Pressure-stabilized fixed-stress iterative solutions of compositional poromechanics
Ryan M. Aronson, Nicola Castelletto, François P. Hamon, J. A. White, Hamdi A. Tchelepi
TL;DR
The paper analyzes the fixed-stress splitting method for coupled poromechanics in nearly undrained regimes and clarifies that pressure stability arises from the splitting error rather than the mere avoidance of a discrete saddle-point matrix. By connecting concepts from incompressible flow splitting, the authors show that stability hinges on how the splitting introduces a pressure-regularizing effect, which may fail for iterative schemes unless the underlying spatial discretization is inf-sup stable. Through compositional multiphase simulations of CO$_2$ sequestration, they demonstrate that non-stabilized schemes exhibit pressure oscillations akin to fully implicit solvers, while introducing pressure jump stabilization removes these oscillations and markedly improves convergence.
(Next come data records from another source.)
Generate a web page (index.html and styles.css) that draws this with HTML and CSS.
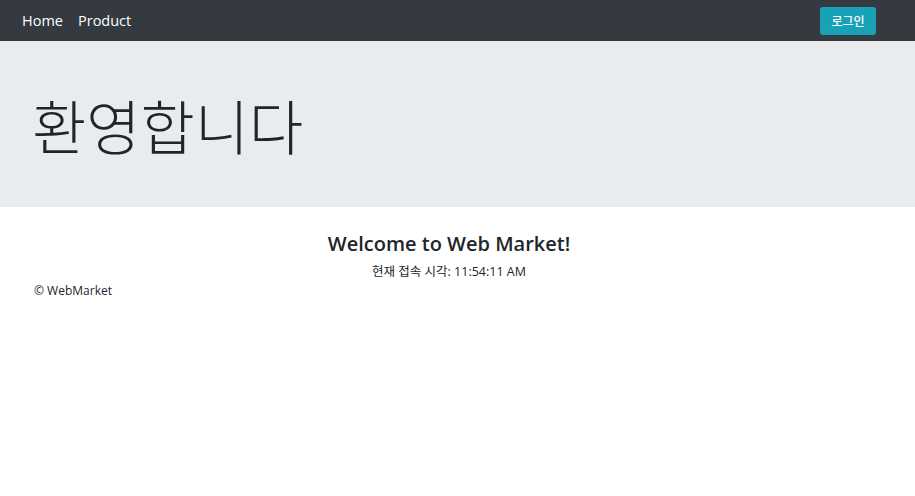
FILE: index.html
```html
<!DOCTYPE html>
<html lang="ko">
<head>
  <meta charset="UTF-8">
  <meta name="viewport" content="width=device-width, initial-scale=1.0">
  <title>Welcome</title>
  <link rel="stylesheet" href="styles.css">
</head>
<body>
  <nav class="navbar">
    <div class="nav-links">
      <a class="nav-link" href="#">Home</a>
      <a class="nav-link" href="#">Product</a>
    </div>
    <button class="btn-login">로그인</button>
  </nav>

  <div class="jumbotron">
    <h1 class="display">환영합니다</h1>
  </div>

  <main class="content">
    <h3 class="welcome">Welcome to Web Market!</h3>
    <p class="time">현재 접속 시각: 11:54:11 AM</p>
  </main>

  <footer class="footer">&copy; WebMarket</footer>
</body>
</html>
```

FILE: styles.css
```css
body {
  margin: 0;
  font-family: "Open Sans", "Noto Sans CJK KR", sans-serif;
  color: #212529;
  background: #fff;
}
.navbar {
  height: 41px;
  background-color: #343a40;
  display: flex;
  align-items: center;
  justify-content: space-between;
  padding: 0 39px 0 22px;
}
.nav-links {
  display: flex;
  gap: 15px;
}
.nav-link {
  color: #fff;
  text-decoration: none;
  font-size: 14.5px;
}
.btn-login {
  background-color: #17a2b8;
  border: none;
  border-radius: 3px;
  color: #fff;
  font-family: "Noto Sans CJK KR", sans-serif;
  font-size: 12px;
  font-weight: 500;
  width: 56px;
  height: 28px;
  padding: 0;
  cursor: pointer;
}
.jumbotron {
  background-color: #e9ecef;
  height: 166px;
  display: flex;
  align-items: center;
  padding: 0 32px;
}
.display {
  margin: 0;
  font-family: "Noto Sans CJK KR", sans-serif;
  font-weight: 300;
  font-size: 59px;
  line-height: 1;
}
.content {
  text-align: center;
  padding: 23px 17px 0 0;
}
.welcome {
  margin: 0;
  font-size: 20px;
  font-weight: 600;
  line-height: 28px;
}
.time {
  margin: 5px 0 0;
  font-size: 12.5px;
  line-height: 18px;
}
.footer {
  padding: 1px 34px;
  font-size: 12px;
}
```
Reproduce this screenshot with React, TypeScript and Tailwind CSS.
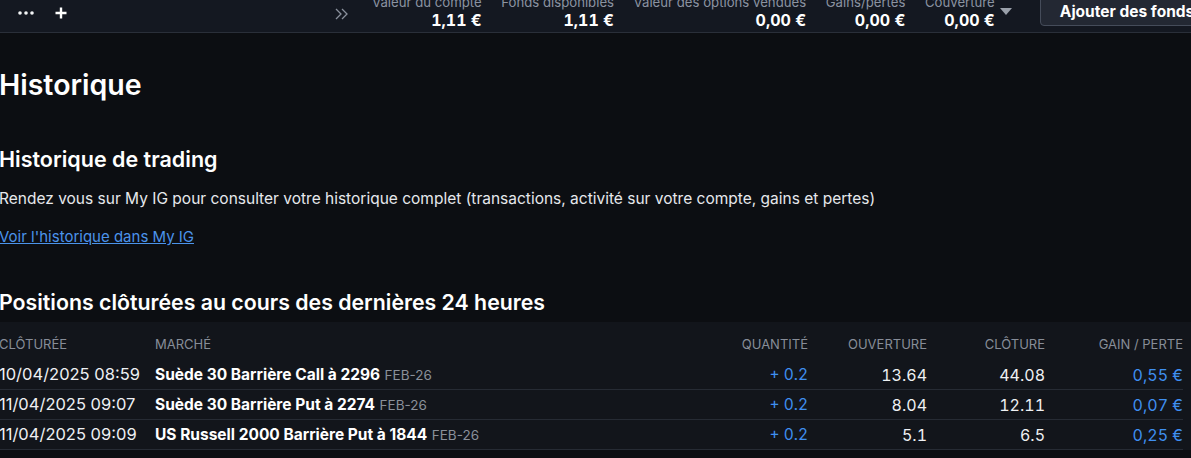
import React from "react";

const stats = [
  { label: "Valeur du compte", value: "1,11 €" },
  { label: "Fonds disponibles", value: "1,11 €" },
  { label: "Valeur des options vendues", value: "0,00 €" },
  { label: "Gains/pertes", value: "0,00 €" },
  { label: "Couverture", value: "0,00 €" },
];

const rows = [
  { closed: "10/04/2025 08:59", market: "Suède 30 Barrière Call à 2296", expiry: "FEB-26", qty: "+ 0.2", open: "13.64", close: "44.08", pnl: "0,55 €" },
  { closed: "11/04/2025 09:07", market: "Suède 30 Barrière Put à 2274", expiry: "FEB-26", qty: "+ 0.2", open: "8.04", close: "12.11", pnl: "0,07 €" },
  { closed: "11/04/2025 09:09", market: "US Russell 2000 Barrière Put à 1844", expiry: "FEB-26", qty: "+ 0.2", open: "5.1", close: "6.5", pnl: "0,25 €" },
];

const TopBar = () => {
  return (
    <div className="flex h-[33px] items-start overflow-hidden border-b border-[#2a2f39] bg-[#141821]">
      {/* menu + add */}
      <div className="flex h-[26px] shrink-0 items-center">
        <svg width="16" height="4" viewBox="0 0 16 4" className="ml-[18px]">
          <circle cx="2" cy="2" r="1.8" fill="#f3f4f6" />
          <circle cx="8" cy="2" r="1.8" fill="#f3f4f6" />
          <circle cx="14" cy="2" r="1.8" fill="#f3f4f6" />
        </svg>
        <svg width="12" height="12" viewBox="0 0 12 12" className="ml-[21px]">
          <path d="M6 0.5v11M0.5 6h11" stroke="#ffffff" strokeWidth="2.4" />
        </svg>
      </div>

      <svg width="13" height="12" viewBox="0 0 13 12" className="ml-[268px] mt-[8px] shrink-0">
        <path d="M1 1l5 5-5 5M7 1l5 5-5 5" stroke="#8a909c" strokeWidth="1.3" fill="none" />
      </svg>

      <div className="ml-[24px] -mt-[6px] flex shrink-0 gap-[19.5px]">
        {stats.map((s) => (
          <div key={s.label} className="flex flex-col items-end whitespace-nowrap">
            <span className="text-[13.2px] leading-[17px] text-[#8b93a1]">{s.label}</span>
            <span className="text-[16px] font-bold leading-[19px] text-white tabular-nums">{s.value}</span>
          </div>
        ))}
      </div>

      <svg width="12" height="7" viewBox="0 0 12 7" className="ml-[5px] mt-[8px] shrink-0">
        <path d="M0 0h12L6 7z" fill="#9aa0aa" />
      </svg>

      <button className="-mt-[5px] ml-[28px] h-[31px] shrink-0 whitespace-nowrap rounded-[4px] border border-[#454c5a] bg-[#232833] pl-[19px] pr-[20px] pt-[3px] text-[15.5px] font-bold text-white">
        Ajouter des fonds
      </button>
    </div>
  );
};

const App = () => {
  return (
    <div
      className="h-[458px] w-[1191px] overflow-hidden bg-[#0c0e12] text-[#eef0f3]"
      style={{ fontFamily: "Inter, 'Noto Sans', sans-serif" }}
    >
      <TopBar />

      <div className="-ml-[1px]">
        <h1 className="mt-[34px] text-[28.5px] font-semibold leading-[36px] text-white">Historique</h1>

        <h2 className="mt-[42px] text-[21.5px] font-semibold leading-[28px] text-white">Historique de trading</h2>
        <p className="mt-[16px] whitespace-nowrap text-[15.5px] leading-[20px] text-[#e6e8ec]">
          Rendez vous sur My IG pour consulter votre historique complet (transactions, activité sur votre compte, gains et pertes)
        </p>
        <a href="#" className="mt-[18px] block text-[15px] leading-[20px] text-[#4b93ea] underline">
          Voir l'historique dans My IG
        </a>

        <h2 className="mt-[41px] text-[21.3px] font-semibold leading-[28px] text-white">
          Positions clôturées au cours des dernières 24 heures
        </h2>

        <div className="mt-[6px] bg-[#12151b] pr-[8px]">
          <div className="grid h-[38px] grid-cols-[156px_1fr_120px_119px_118px_138px] items-center pt-[7px] text-[13px] text-[#878d98]">
            <span>CLÔTURÉE</span>
            <span>MARCHÉ</span>
            <span className="text-right">QUANTITÉ</span>
            <span className="text-right">OUVERTURE</span>
            <span className="text-right">CLÔTURE</span>
            <span className="text-right">GAIN / PERTE</span>
          </div>
          {rows.map((r) => (
            <div
              key={r.closed}
              className="grid h-[30px] grid-cols-[156px_1fr_120px_119px_118px_138px] items-center border-b border-[#262b34] text-[16px]"
            >
              <span className="whitespace-nowrap text-[16.5px] text-[#eef0f3]">{r.closed}</span>
              <span className="whitespace-nowrap">
                <span className="text-[15.5px] font-bold text-white">{r.market}</span>{" "}
                <span className="text-[13.5px] text-[#8a909a]">{r.expiry}</span>
              </span>
              <span className="text-right text-[15.5px] text-[#3f8ff0] tabular-nums">{r.qty}</span>
              <span className="text-right tabular-nums">{r.open}</span>
              <span className="text-right tabular-nums">{r.close}</span>
              <span className="text-right text-[#3f8ff0] tabular-nums">{r.pnl}</span>
            </div>
          ))}
        </div>
      </div>
    </div>
  );
};

export default App;
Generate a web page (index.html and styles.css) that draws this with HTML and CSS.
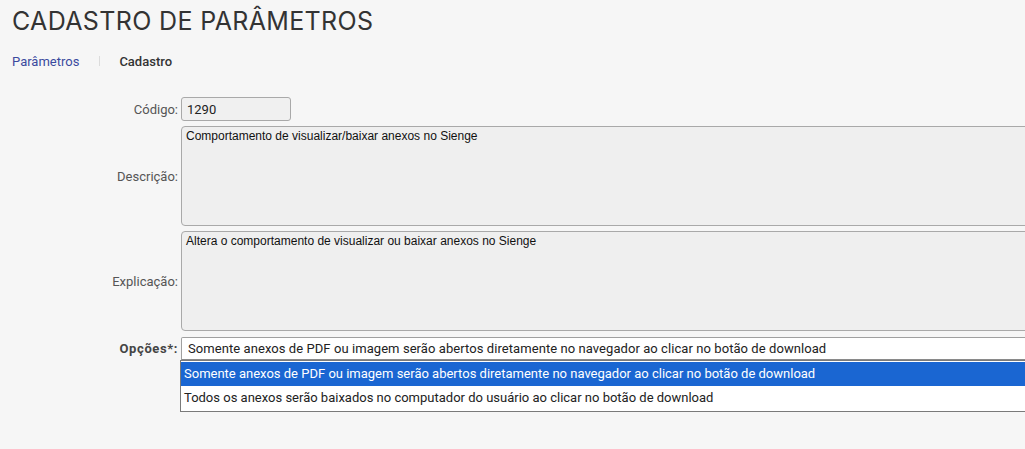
FILE: index.html
```html
<!DOCTYPE html>
<html lang="pt-BR">
<head>
<meta charset="utf-8">
<title>Cadastro de Parâmetros</title>
<link rel="stylesheet" href="styles.css">
</head>
<body>
<div class="page">
  <h1 class="title">CADASTRO DE PARÂMETROS</h1>
  <nav class="crumbs">
    <a class="crumb-link" href="#">Parâmetros</a>
    <span class="crumb-sep"></span>
    <span class="crumb-current">Cadastro</span>
  </nav>
  <form class="form">
    <label class="label" for="codigo">Código:</label>
    <div class="field"><input id="codigo" class="input-code" type="text" value="1290" readonly></div>

    <label class="label label-mid" for="descricao">Descrição:</label>
    <div class="field"><textarea id="descricao" class="area" readonly>Comportamento de visualizar/baixar anexos no Sienge</textarea></div>

    <label class="label label-mid" for="explicacao">Explicação:</label>
    <div class="field"><textarea id="explicacao" class="area" readonly>Altera o comportamento de visualizar ou baixar anexos no Sienge</textarea></div>

    <label class="label label-strong">Opções*:</label>
    <div class="select-wrap">
      <div class="select">Somente anexos de PDF ou imagem serão abertos diretamente no navegador ao clicar no botão de download</div>
    </div>

    <div class="spacer"></div>
    <div class="list-wrap">
      <div class="listbox">
        <div class="option option-active">Somente anexos de PDF ou imagem serão abertos diretamente no navegador ao clicar no botão de download</div>
        <div class="option">Todos os anexos serão baixados no computador do usuário ao clicar no botão de download</div>
      </div>
    </div>
  </form>
</div>
</body>
</html>
```
FILE: styles.css
```css
html {
  overflow: hidden;
  background: #f6f6f6;
}
body {
  margin: 0;
  padding: 0;
  background: #f6f6f6;
  font-family: Roboto, "Liberation Sans", Arial, sans-serif;
  font-size: 13px;
  color: #333;
}
.page {
  width: 1200px;
  padding: 0 0 0 12px;
}
.title {
  margin: 0;
  padding-top: 6px;
  font-family: Inter, "Noto Sans", sans-serif;
  font-weight: 400;
  font-size: 25px;
  line-height: 30px;
  letter-spacing: 0.35px;
  color: #333;
}
.crumbs {
  display: flex;
  align-items: center;
  margin-top: 16px;
  height: 18px;
}
.crumb-link {
  color: #3a4a9e;
  text-decoration: none;
}
.crumb-sep {
  width: 1px;
  height: 10px;
  background: #dcdcdc;
  margin: 0 19px 0 20px;
}
.crumb-current {
  font-weight: 500;
  color: #333;
}
.form {
  display: grid;
  grid-template-columns: 166px 1fr;
  column-gap: 3px;
  row-gap: 5px;
  margin-top: 27px;
}
.label {
  text-align: right;
  color: #555;
  align-self: center;
}
.label-strong {
  font-weight: 700;
  color: #444;
  letter-spacing: 0.6px;
}
.field {
  display: flex;
}
.input-code {
  box-sizing: border-box;
  width: 110px;
  height: 24px;
  margin: 0;
  padding: 0 5px;
  border: 1px solid #a9a9a9;
  border-radius: 3px;
  background: #f0f0f0;
  font-family: Roboto, "Liberation Sans", sans-serif;
  font-size: 13px;
  color: #222;
  outline: none;
}
.area {
  box-sizing: border-box;
  width: 880px;
  height: 100px;
  margin: 0;
  padding: 2px 4px;
  border: 1px solid #a9a9a9;
  border-radius: 4px;
  background: #efefef;
  font-family: "Liberation Sans", Arial, sans-serif;
  font-size: 12px;
  color: #111;
  resize: none;
  outline: none;
}
.select-wrap {
  display: flex;
  margin-top: 1px;
}
.select {
  box-sizing: border-box;
  width: 880px;
  height: 23px;
  padding: 3px 6px;
  border: 1px solid #a0a0a0;
  border-bottom-color: #8a8a8a;
  border-radius: 2px 2px 0 0;
  background: #fff;
  color: #222;
  white-space: nowrap;
  letter-spacing: 0.07px;
}
.list-wrap {
  display: flex;
  margin-top: -5px;
  margin-left: -1px;
}
.listbox {
  box-sizing: border-box;
  width: 882px;
  padding: 1px 0;
  background: #fff;
  border: 1px solid #7a7a7a;
}
.option {
  height: 24px;
  line-height: 24px;
  padding: 0 3px;
  color: #222;
  white-space: nowrap;
}
.option-active {
  background: #1a66d2;
  color: #fff;
}
```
The work provides practical stabilization strategies, including a macro-element–informed choice of the stabilization parameter $\tau$ and selective stabilization (burden-only vs full-domain), with results showing reduced iteration counts and robust pressure fields in undrained regions, making fixed-stress splitting more viable for large-scale subsurface simulations with complex geology.
Abstract
We consider the numerical behavior of the fixed-stress splitting method for coupled poromechanics as undrained regimes are approached. We explain that pressure stability is related to the splitting error of the scheme, not the fact that the discrete saddle point matrix never appears in the fixed-stress approach. This observation reconciles previous results regarding the pressure stability of the splitting method. Using examples of compositional poromechanics with application to geological CO$_2$ sequestration, we see that solutions obtained using the fixed-stress scheme with a low order finite element-finite volume discretization which is not inherently inf-sup stable can exhibit the same pressure oscillations obtained with the corresponding fully implicit scheme. Moreover, pressure jump stabilization can effectively remove these spurious oscillations in the fixed-stress setting, while also improving the efficiency of the scheme in terms of the number of iterations required at every time step to reach convergence.